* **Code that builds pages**

================

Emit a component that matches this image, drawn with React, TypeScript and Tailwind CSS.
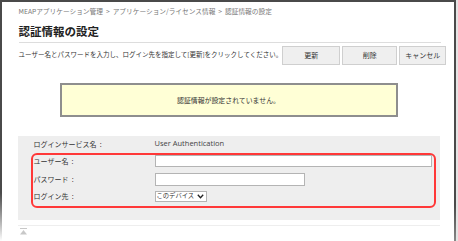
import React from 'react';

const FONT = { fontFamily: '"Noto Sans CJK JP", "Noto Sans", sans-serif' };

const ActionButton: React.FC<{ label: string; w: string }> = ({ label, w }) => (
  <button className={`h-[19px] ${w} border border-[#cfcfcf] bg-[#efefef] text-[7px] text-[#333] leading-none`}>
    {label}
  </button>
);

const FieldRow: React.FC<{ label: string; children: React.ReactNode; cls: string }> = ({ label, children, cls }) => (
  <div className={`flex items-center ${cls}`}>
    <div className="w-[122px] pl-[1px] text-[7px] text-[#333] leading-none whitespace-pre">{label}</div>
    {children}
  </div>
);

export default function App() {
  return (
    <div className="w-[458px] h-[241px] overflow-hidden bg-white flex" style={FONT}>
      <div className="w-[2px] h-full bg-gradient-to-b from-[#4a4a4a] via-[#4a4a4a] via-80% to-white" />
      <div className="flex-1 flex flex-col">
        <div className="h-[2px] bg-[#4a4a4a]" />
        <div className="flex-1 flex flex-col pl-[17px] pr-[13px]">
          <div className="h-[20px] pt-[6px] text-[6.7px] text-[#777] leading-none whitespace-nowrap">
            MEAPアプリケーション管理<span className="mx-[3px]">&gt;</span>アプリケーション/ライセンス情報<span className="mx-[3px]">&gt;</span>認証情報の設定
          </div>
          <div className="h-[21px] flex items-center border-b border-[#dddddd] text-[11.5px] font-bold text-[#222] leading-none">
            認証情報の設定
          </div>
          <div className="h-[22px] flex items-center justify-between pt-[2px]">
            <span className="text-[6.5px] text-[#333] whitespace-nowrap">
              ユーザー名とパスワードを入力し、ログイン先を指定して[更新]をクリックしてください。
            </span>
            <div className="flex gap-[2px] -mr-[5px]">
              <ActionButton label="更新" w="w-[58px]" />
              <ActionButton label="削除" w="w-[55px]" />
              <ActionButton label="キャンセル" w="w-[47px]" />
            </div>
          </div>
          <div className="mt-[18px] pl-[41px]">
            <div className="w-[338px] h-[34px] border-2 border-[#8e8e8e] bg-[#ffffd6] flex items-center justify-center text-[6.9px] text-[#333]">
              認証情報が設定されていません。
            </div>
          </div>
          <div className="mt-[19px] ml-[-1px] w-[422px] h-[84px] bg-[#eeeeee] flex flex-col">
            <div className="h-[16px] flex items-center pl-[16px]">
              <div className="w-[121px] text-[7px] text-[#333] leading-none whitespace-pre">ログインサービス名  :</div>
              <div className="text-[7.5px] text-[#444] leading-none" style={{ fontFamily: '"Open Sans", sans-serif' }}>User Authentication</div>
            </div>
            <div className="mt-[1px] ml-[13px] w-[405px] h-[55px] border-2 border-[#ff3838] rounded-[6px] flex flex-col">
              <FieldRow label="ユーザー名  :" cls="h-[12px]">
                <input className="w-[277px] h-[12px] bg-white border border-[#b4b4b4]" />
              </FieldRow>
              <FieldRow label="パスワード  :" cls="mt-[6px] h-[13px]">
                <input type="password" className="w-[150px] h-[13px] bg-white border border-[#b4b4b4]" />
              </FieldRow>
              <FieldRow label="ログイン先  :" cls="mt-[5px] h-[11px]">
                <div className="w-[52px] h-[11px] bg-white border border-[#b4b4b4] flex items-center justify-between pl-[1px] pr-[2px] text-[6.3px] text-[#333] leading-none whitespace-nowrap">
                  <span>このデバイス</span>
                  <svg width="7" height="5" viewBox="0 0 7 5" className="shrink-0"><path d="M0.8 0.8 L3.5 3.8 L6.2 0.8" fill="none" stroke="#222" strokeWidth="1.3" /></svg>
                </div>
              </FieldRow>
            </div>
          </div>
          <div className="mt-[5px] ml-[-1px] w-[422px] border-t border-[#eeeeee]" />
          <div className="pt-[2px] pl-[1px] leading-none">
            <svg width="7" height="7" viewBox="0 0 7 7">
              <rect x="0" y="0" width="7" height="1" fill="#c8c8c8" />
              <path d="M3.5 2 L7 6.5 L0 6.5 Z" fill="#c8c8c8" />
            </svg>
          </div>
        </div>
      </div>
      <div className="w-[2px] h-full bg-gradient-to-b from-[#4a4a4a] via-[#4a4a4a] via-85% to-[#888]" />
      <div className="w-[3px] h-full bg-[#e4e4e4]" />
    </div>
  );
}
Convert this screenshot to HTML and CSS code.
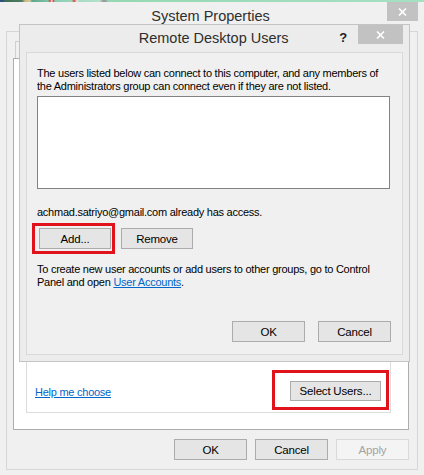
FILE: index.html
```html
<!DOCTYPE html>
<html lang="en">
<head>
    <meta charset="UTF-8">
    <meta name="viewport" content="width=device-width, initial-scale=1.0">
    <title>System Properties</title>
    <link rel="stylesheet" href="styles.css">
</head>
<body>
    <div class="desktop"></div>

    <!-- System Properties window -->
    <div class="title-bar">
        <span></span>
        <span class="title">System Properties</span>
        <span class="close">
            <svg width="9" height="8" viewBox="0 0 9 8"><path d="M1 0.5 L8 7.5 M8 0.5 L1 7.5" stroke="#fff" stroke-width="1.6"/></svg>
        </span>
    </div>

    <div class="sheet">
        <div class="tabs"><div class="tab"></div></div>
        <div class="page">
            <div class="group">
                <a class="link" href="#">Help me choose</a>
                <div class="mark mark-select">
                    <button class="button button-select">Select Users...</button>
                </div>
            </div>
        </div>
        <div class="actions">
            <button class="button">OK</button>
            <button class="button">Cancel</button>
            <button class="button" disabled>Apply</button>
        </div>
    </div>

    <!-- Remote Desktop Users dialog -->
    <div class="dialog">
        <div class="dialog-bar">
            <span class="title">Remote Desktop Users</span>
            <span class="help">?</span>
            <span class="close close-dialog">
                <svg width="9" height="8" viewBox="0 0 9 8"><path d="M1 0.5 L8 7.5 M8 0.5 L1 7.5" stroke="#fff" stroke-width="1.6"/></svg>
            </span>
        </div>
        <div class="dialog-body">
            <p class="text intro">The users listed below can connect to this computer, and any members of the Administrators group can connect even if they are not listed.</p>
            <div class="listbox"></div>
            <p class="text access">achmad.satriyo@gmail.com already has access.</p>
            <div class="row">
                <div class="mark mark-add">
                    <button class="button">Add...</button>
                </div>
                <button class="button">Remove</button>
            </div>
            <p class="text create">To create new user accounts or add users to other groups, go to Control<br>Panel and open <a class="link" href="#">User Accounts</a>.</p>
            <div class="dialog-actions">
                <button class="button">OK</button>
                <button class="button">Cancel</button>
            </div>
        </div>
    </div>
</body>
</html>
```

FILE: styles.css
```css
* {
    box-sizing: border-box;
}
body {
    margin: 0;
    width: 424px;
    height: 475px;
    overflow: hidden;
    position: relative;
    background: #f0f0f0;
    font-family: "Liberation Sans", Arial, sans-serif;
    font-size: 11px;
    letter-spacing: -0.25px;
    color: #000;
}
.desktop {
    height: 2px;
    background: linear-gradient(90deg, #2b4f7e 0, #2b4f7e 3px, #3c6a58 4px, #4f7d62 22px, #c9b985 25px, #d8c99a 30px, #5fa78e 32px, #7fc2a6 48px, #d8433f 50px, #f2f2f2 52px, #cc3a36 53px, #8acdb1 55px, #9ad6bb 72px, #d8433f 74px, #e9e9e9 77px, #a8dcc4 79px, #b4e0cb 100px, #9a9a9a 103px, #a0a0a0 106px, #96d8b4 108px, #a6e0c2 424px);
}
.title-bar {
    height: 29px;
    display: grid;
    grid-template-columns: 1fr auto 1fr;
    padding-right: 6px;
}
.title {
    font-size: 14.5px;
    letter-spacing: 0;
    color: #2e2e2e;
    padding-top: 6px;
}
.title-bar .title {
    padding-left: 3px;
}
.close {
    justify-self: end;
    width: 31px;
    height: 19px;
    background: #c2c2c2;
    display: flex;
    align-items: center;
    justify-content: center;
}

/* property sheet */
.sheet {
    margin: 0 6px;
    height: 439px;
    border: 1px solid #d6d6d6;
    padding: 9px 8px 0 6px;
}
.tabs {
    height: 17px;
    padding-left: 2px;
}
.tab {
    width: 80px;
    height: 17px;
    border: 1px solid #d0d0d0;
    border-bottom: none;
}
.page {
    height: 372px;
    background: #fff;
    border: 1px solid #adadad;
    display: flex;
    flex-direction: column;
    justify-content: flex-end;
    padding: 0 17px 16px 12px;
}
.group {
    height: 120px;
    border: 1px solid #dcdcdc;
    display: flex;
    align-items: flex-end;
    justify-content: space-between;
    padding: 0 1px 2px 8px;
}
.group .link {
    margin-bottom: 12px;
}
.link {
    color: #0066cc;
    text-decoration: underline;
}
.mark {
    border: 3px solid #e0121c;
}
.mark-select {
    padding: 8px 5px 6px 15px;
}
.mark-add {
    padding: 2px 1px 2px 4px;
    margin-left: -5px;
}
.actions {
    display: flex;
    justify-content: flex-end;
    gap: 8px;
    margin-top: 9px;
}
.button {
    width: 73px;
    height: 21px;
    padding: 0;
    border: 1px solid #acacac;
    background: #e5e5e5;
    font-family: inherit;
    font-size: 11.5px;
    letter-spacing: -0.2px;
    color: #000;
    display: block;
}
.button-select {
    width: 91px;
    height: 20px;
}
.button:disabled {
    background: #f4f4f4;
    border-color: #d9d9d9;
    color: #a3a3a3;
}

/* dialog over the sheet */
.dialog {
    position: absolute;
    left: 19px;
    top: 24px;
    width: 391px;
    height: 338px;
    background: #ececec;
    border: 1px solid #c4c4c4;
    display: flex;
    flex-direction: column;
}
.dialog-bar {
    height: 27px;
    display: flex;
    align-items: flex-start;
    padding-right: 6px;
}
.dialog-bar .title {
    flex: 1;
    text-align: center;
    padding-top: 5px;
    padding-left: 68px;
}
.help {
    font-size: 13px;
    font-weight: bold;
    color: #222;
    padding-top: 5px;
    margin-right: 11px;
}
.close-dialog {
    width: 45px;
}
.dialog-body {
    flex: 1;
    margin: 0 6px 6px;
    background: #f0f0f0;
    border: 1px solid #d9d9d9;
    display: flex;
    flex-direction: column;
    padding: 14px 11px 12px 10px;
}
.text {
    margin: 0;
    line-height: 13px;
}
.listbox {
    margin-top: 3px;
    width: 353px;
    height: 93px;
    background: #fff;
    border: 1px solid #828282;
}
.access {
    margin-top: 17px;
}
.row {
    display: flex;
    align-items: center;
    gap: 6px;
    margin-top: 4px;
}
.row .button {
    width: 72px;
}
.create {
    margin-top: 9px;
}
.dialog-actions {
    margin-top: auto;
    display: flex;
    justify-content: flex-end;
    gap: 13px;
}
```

================

Copy each line of the listing that contains the string "this".

* **Answer for the task**
Emit a component that matches this image, drawn with React, TypeScript and Tailwind CSS.
Convert this screenshot to HTML and CSS code.
            <p class="text intro">The users listed below can connect to this computer, and any members of the Administrators group can connect even if they are not listed.</p>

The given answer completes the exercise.